** BEGIN EXERCISE INPUT **

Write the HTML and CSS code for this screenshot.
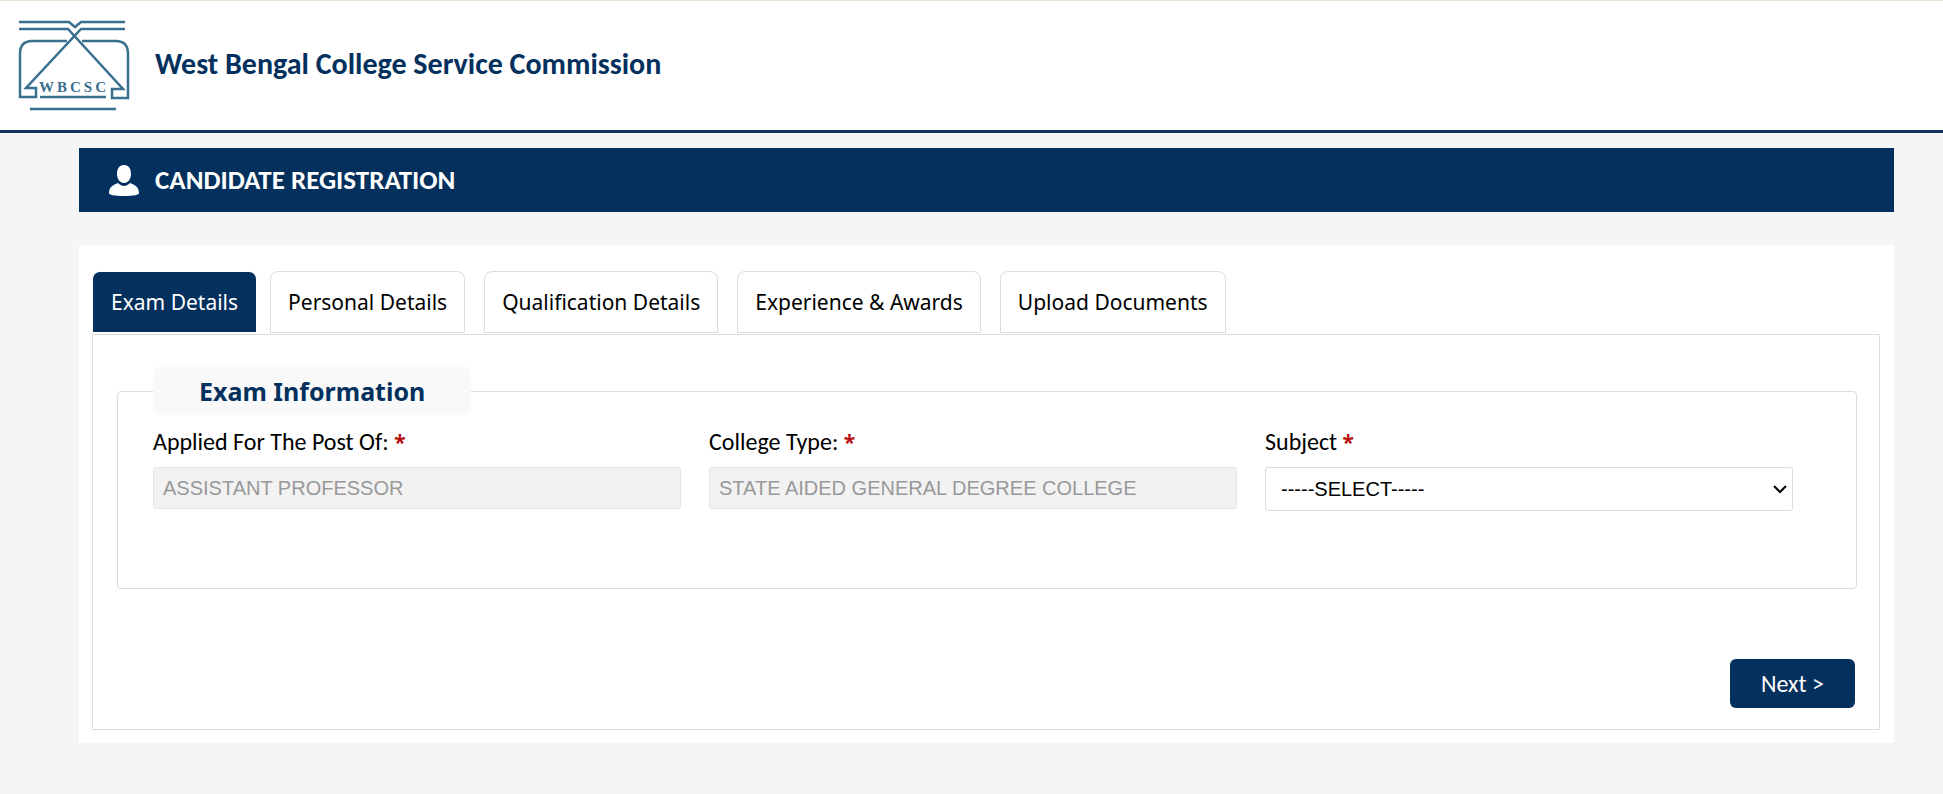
FILE: index.html
```html
<!DOCTYPE html>
<html lang="en">
<head>
  <meta charset="UTF-8">
  <meta name="viewport" content="width=device-width, initial-scale=1.0">
  <title>West Bengal College Service Commission</title>
  <link rel="stylesheet" href="styles.css">
</head>
<body>
  <header class="site-header">
    <svg class="logo" viewBox="0 0 116 96" role="img" aria-label="WBCSC">
      <g fill="none" stroke="#3a708f" stroke-width="2.5">
        <path d="M4 6H54L60 11L66 6H110"/>
        <path d="M4 13H53L108 73H97V82H113V38Q113 25 101 25H67"/>
        <path d="M110 13H66L11 72H21V81H5V38Q5 25 17 25H52"/>
        <path d="M25 81H91M15 93H101"/>
      </g>
      <text x="24" y="76">WBCSC</text>
    </svg>
    <h1>West Bengal College Service Commission</h1>
  </header>

  <main>
    <div class="page-title">
      <svg class="user-icon" viewBox="0 0 30 31" aria-hidden="true">
        <path fill="#fff" d="M15 0C10 0 8 4 8 9C8 14 11 18 15 18S22 14 22 9C22 4 20 0 15 0ZM9 18C4 20 0 22 0 28C0 30 5 31 15 31S30 30 30 28C30 22 26 20 21 18C19 20 17 21 15 21S11 20 9 18Z"/>
      </svg>
      <h2>CANDIDATE REGISTRATION</h2>
    </div>

    <div class="card">
      <nav class="tabs">
        <button type="button" class="tab active">Exam Details</button>
        <button type="button" class="tab">Personal Details</button>
        <button type="button" class="tab">Qualification Details</button>
        <button type="button" class="tab">Experience &amp; Awards</button>
        <button type="button" class="tab">Upload Documents</button>
      </nav>

      <form class="panel">
        <fieldset>
          <legend>Exam Information</legend>
          <div class="fields">
            <div class="field">
              <label for="post">Applied For The Post Of: <span class="required">*</span></label>
              <input type="text" id="post" name="post" value="ASSISTANT PROFESSOR" disabled>
            </div>
            <div class="field">
              <label for="college">College Type: <span class="required">*</span></label>
              <input type="text" id="college" name="college" value="STATE AIDED GENERAL DEGREE COLLEGE" disabled>
            </div>
            <div class="field">
              <label for="subject">Subject <span class="required">*</span></label>
              <div class="select-wrap">
                <select id="subject" name="subject">
                  <option>-----SELECT-----</option>
                </select>
                <svg class="chevron" viewBox="0 0 14 9" aria-hidden="true">
                  <path d="M1 1L7 7L13 1" fill="none" stroke="#000" stroke-width="2"/>
                </svg>
              </div>
            </div>
          </div>
        </fieldset>
        <div class="actions">
          <button type="button" class="next">Next &gt;</button>
        </div>
      </form>
    </div>
  </main>
</body>
</html>
```
FILE: styles.css
```css
* {
  box-sizing: border-box;
}
body {
  margin: 0;
  background-color: #f5f5f5;
  color: #000;
  font-family: Calibri, Carlito, Lato, sans-serif;
  font-size: 24px;
}
h1, h2 {
  margin: 0;
  line-height: 32px;
}
.site-header {
  display: flex;
  align-items: center;
  gap: 24px;
  height: 133px;
  padding: 0 15px 3px;
  background-color: #fff;
  border-top: 1px solid #e9dfd3;
  border-bottom: 3px solid #14315a;
}
.site-header h1 {
  color: #03305d;
  font-size: 30px;
}
.logo {
  width: 116px;
  height: 96px;
}
.logo text {
  font-family: "Liberation Serif", serif;
  font-size: 15px;
  font-weight: bold;
  letter-spacing: 3px;
  fill: #3a708f;
}
main {
  margin: 15px 49px 51px 79px;
}
.page-title {
  display: flex;
  align-items: center;
  gap: 16px;
  height: 64px;
  padding: 0 30px;
  background-color: #03305d;
  color: #fff;
}
.page-title h2 {
  font-size: 27px;
}
.user-icon {
  width: 30px;
  height: 31px;
}
.card {
  margin-top: 33px;
  padding: 26px 14px 13px 13px;
  background-color: #fff;
}
.tabs {
  display: flex;
  gap: 19px;
  margin-bottom: 1px;
}
.tab {
  height: 62px;
  padding: 0 17px;
  background-color: #fff;
  border: 1px solid #dcdcdc;
  border-radius: 8px 8px 0 0;
  color: #000;
  font-family: Tahoma, "Noto Sans", sans-serif;
  font-size: 21px;
  cursor: pointer;
}
.tab.active {
  margin-right: -6px;
  padding: 0 18px;
  background-color: #03305d;
  border-color: #fff;
  color: #fff;
}
.panel {
  padding: 32px 22px 21px 24px;
  border: 1px solid #dcdcdc;
}
fieldset {
  margin: 0;
  padding: 11px 63px 77px 35px;
  border: 1px solid #dcdcdc;
  border-radius: 4px;
}
legend {
  padding: 0 46px;
  background-color: #f9f9f9;
  border-radius: 6px;
  color: #03305d;
  font-family: Verdana, "Noto Sans", sans-serif;
  font-size: 25px;
  font-weight: bold;
  line-height: 48px;
}
.fields {
  display: grid;
  grid-template-columns: repeat(3, 1fr);
  gap: 28px;
}
label {
  display: block;
  height: 32px;
  margin-bottom: 9px;
  line-height: 32px;
}
.required {
  color: #b80c0c;
  font-family: Tahoma, "Noto Sans", sans-serif;
  font-size: 21px;
  font-weight: bold;
  line-height: 1;
}
input, select {
  display: block;
  width: 100%;
  border: 1px solid #dcdcdc;
  border-radius: 3px;
  font-family: Arial, "Liberation Sans", sans-serif;
  font-size: 20px;
}
input {
  height: 42px;
  padding: 0 9px;
}
input:disabled {
  background-color: #f2f2f2;
  border-color: #e4e4e4;
  color: #999;
}
select {
  height: 44px;
  padding: 0 15px;
  background-color: #fff;
  color: #000;
  appearance: none;
}
.select-wrap {
  position: relative;
}
.chevron {
  position: absolute;
  top: 18px;
  right: 6px;
  width: 14px;
  height: 9px;
  pointer-events: none;
}
.actions {
  display: flex;
  justify-content: flex-end;
  padding: 70px 2px 0 0;
}
.next {
  width: 125px;
  height: 49px;
  background-color: #03305d;
  border: none;
  border-radius: 6px;
  color: #fff;
  font-family: inherit;
  font-size: 24px;
  cursor: pointer;
}
```
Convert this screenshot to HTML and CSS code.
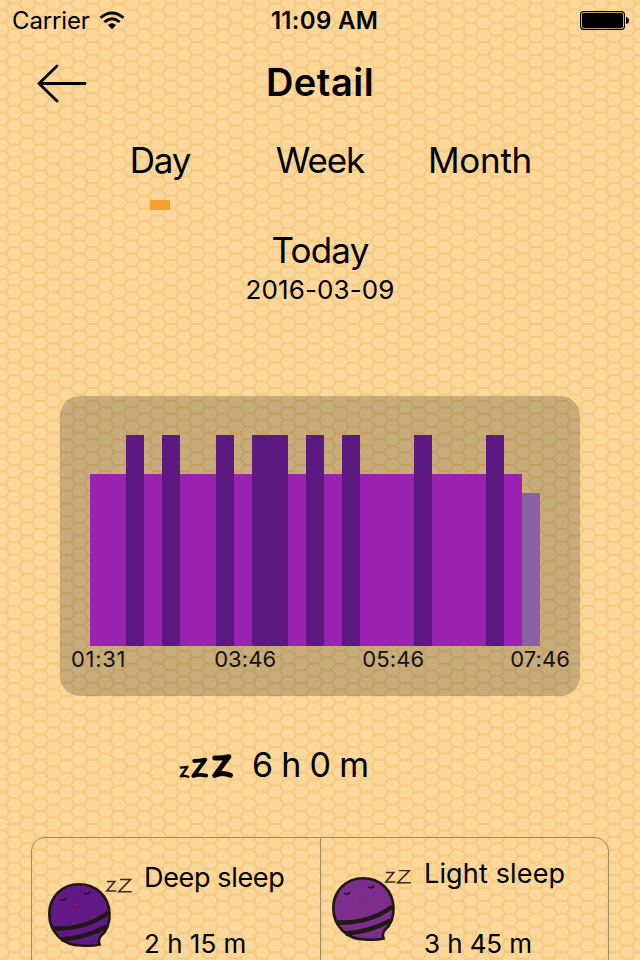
FILE: index.html
```html
<!DOCTYPE html>
<html lang="en">
<head>
<meta charset="utf-8">
<title>Detail</title>
<link rel="stylesheet" href="styles.css">
</head>
<body>
<svg class="honeycomb" width="640" height="960" aria-hidden="true">
  <defs>
    <pattern id="comb" width="26.08" height="12.82" patternUnits="userSpaceOnUse" patternTransform="translate(14.3 324)">
      <path d="M-4.6 0H4.6L8.48 6.41H17.6L21.48 0H30.68M-4.6 12.82H4.6L8.48 6.41M17.6 6.41L21.48 12.82H30.68"/>
    </pattern>
  </defs>
  <rect width="640" height="960" fill="url(#comb)"/>
</svg>
<div class="screen">
  <header class="status">
    <div class="carrier"><span class="carrier-name">Carrier</span>
      <svg width="26" height="20" viewBox="0 0 26 20"><g fill="none" stroke="#000" stroke-width="2.8"><path d="M1.5 6.8Q13-2.8 24.5 6.8"/><path d="M5.4 11Q13 4.4 20.6 11"/></g><path d="M13 18.3L8.9 14Q13 10.5 17.1 14Z"/></svg>
    </div>
    <div class="clock">11:09 AM</div>
    <svg class="battery" width="50" height="20" viewBox="0 0 50 20"><rect x=".6" y=".6" width="43.8" height="17.8" rx="3" fill="none" stroke="#000" stroke-width="1.1"/><rect x="2" y="2" width="41" height="15" rx="1.8"/><path d="M46 6Q49 6.5 49 9.5T46 13Z"/></svg>
  </header>
  <nav class="titlebar">
    <svg class="back" width="50" height="40" viewBox="0 0 50 40"><path d="M20 3L2 20.5L20 38M2 20.5H48" fill="none" stroke="#000" stroke-width="2.8" stroke-linecap="round" stroke-linejoin="round"/></svg>
    <h1>Detail</h1>
  </nav>
  <div class="tabs">
    <div class="tab active"><span class="t-day">Day</span></div>
    <div class="tab"><span class="t-week">Week</span></div>
    <div class="tab"><span class="t-month">Month</span></div>
  </div>
  <div class="date">
    <div class="today">Today</div>
    <div class="ymd">2016-03-09</div>
  </div>
  <section class="chart">
    <div class="bars">
      <i class="light"></i><i class="light"></i><i class="deep"></i><i class="light"></i><i class="deep"></i>
      <i class="light"></i><i class="light"></i><i class="deep"></i><i class="light"></i><i class="deep"></i>
      <i class="deep"></i><i class="light"></i><i class="deep"></i><i class="light"></i><i class="deep"></i>
      <i class="light"></i><i class="light"></i><i class="light"></i><i class="deep"></i><i class="light"></i>
      <i class="light"></i><i class="light"></i><i class="deep"></i><i class="light"></i><i class="awake"></i>
    </div>
    <div class="times"><span class="first">01:31</span><span class="second">03:46</span><span>05:46</span><span>07:46</span></div>
  </section>
  <div class="total">
    <svg width="56" height="26" viewBox="0 0 56 26"><g fill="none" stroke="#080500" stroke-linejoin="round" stroke-linecap="round"><path stroke-width="2.2" d="M2.8 13.6L9.5 12.8L2.8 22.5Q6.5 21.3 10.3 22.8"/><path stroke-width="3.8" d="M16.2 7Q21 7 27.4 5.7L15.4 22Q21 19.8 28.2 21.6"/><path stroke-width="5" d="M36.8 4Q43 4.5 50.8 2.8L36.8 21.4Q44 17.5 52.4 21.2"/></g></svg>
    <span class="hours">6 h 0 m</span>
  </div>
  <section class="card">
    <div class="cell deep-cell">
      <svg class="bee" width="86" height="72" viewBox="0 0 86 72"><use href="#bee"/><use href="#zz"/></svg>
      <div class="info"><span class="name">Deep sleep</span><span class="value">2 h 15 m</span></div>
    </div>
    <div class="cell light-cell">
      <svg class="bee" width="86" height="72" viewBox="0 0 86 72"><use href="#bee"/><use href="#zz" x="-5" y="-3"/></svg>
      <div class="info"><span class="name">Light sleep</span><span class="value">3 h 45 m</span></div>
    </div>
  </section>
</div>
<svg class="defs" width="0" height="0">
  <defs>
    <g id="bee">
      <path d="M32 8.2C15 8.2 2.3 21 2.3 38C2.3 56 16 69.4 34 69.5Q45 70.4 52.5 68.6Q51 65 53 61C60 55 63 46 62.5 37C61.5 20 49 8.2 32 8.2Z" fill="currentColor" stroke="#211714" stroke-width="2.6"/>
      <path d="M5 52.5Q38 54 61.5 36.5M14.5 63.5Q38 62 59.5 50.5" fill="none" stroke="#211714" stroke-width="4.6"/>
      <path d="M13.5 22.8Q16.5 25.5 19.5 22M37 16.8Q41 19.3 43 15.5" fill="none" stroke="#211714" stroke-width="1.7"/>
      <path d="M27.5 28.5Q30.5 30.5 32.5 27" fill="none" stroke="#962043" stroke-width="1"/>
    </g>
    <path id="zz" d="M60 5.5H67.8L59.8 15H69.3M73 3.5H83.5L71.8 15.8H84.8" fill="none" stroke="#3b2a20" stroke-width="1.6"/>
  </defs>
</svg>
</body>
</html>
```
FILE: styles.css
```css
* { box-sizing: border-box; }
body {
  margin: 0;
  width: 640px;
  height: 960px;
  overflow: hidden;
  position: relative;
  background: #fcd79b;
  color: #000;
  font-family: Inter, "Liberation Sans", sans-serif;
}
svg { display: block; flex: none; }
.honeycomb { position: absolute; left: 0; top: 0; }
.honeycomb path { fill: none; stroke: #f4ca7d; stroke-width: 1.9; }
.defs { position: absolute; }
.screen { position: relative; height: 960px; overflow: hidden; }
.status {
  display: grid;
  grid-template-columns: 1fr 160px 1fr;
  align-items: center;
  height: 40px;
  font-size: 24px;
  line-height: 40px;
}
.carrier { display: flex; align-items: center; padding-left: 12px; gap: 9px; }
.carrier-name { width: 78px; padding-top: 1px; white-space: nowrap; letter-spacing: -.15px; }
.clock { text-align: center; font-weight: 600; padding: 1px 0 0 9px; letter-spacing: .3px; white-space: nowrap; }
.battery { justify-self: end; margin-right: 10px; margin-top: 1px; }
.titlebar {
  display: grid;
  grid-template-columns: 100px 1fr 100px;
  align-items: center;
  height: 86px;
}
.back { margin-left: 37px; }
h1 { margin: 0; text-align: center; font-size: 38px; font-weight: 600; line-height: 82px; height: 84px; letter-spacing: .5px; }
.tabs { display: grid; grid-template-columns: repeat(3, 160px); justify-content: center; height: 94px; }
.tab { text-align: center; font-size: 35px; line-height: 68px; height: 84px; }
.t-day { letter-spacing: -1.2px; }
.t-week { letter-spacing: -1.1px; }
.t-month { letter-spacing: -.3px; }
.active::after { content: ""; display: block; width: 20px; height: 10px; margin: 6px auto 0; background: #f89f2c; }
.date { height: 176px; text-align: center; }
.today { font-size: 35px; line-height: 44px; padding-top: 8px; letter-spacing: -.8px; }
.ymd { font-size: 26px; line-height: 35px; letter-spacing: .1px; }
.chart {
  width: 520px;
  height: 300px;
  margin: 0 auto;
  border-radius: 20px;
  background: rgba(0, 0, 0, .2);
}
.bars { display: flex; align-items: flex-end; height: 250px; padding-left: 30px; }
.bars i { width: 18px; }
.deep { height: 211px; background: #5d1982; }
.light { height: 172.5px; background: #9a22b1; }
.awake { height: 153.5px; background: #8861a5; }
.times { display: flex; justify-content: space-between; padding: 0 10px 0 11px; font-size: 22px; line-height: 27px; letter-spacing: .1px; color: #111; }
.first { letter-spacing: .7px; }
.second { margin-left: 2px; }
.total { display: flex; align-items: center; height: 141px; padding-left: 178px; gap: 18px; }
.hours { font-size: 34px; line-height: 40px; margin-top: -4px; letter-spacing: -.7px; white-space: nowrap; }
.card {
  display: grid;
  grid-template-columns: 289px 1fr;
  width: 578px;
  height: 200px;
  margin-left: 31px;
  border: 1px solid #a08961;
  border-radius: 14px;
}
.cell { display: flex; }
.deep-cell { border-right: 1px solid #a08961; padding: 38px 0 0 15px; color: #621987; }
.light-cell { padding: 32px 0 0 10px; color: #7d2d8c; }
.info { display: flex; flex-direction: column; font-size: 27px; line-height: 34px; color: #000; white-space: nowrap; }
.info { margin-left: 11px; margin-top: -15px; }
.name { letter-spacing: -.35px; }
.value { margin-top: 32px; font-size: 26px; }
.light-cell .info { margin-left: 7px; margin-top: -13px; }
.light-cell .name { letter-spacing: .15px; }
.light-cell .value { margin-top: 36px; letter-spacing: -.1px; }
```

** END EXERCISE INPUT **

*THE TASK*: From the entries above, copy every line containing the word "this".

*EXERCISE RESPONSE*:
Write the HTML and CSS code for this screenshot.
Convert this screenshot to HTML and CSS code.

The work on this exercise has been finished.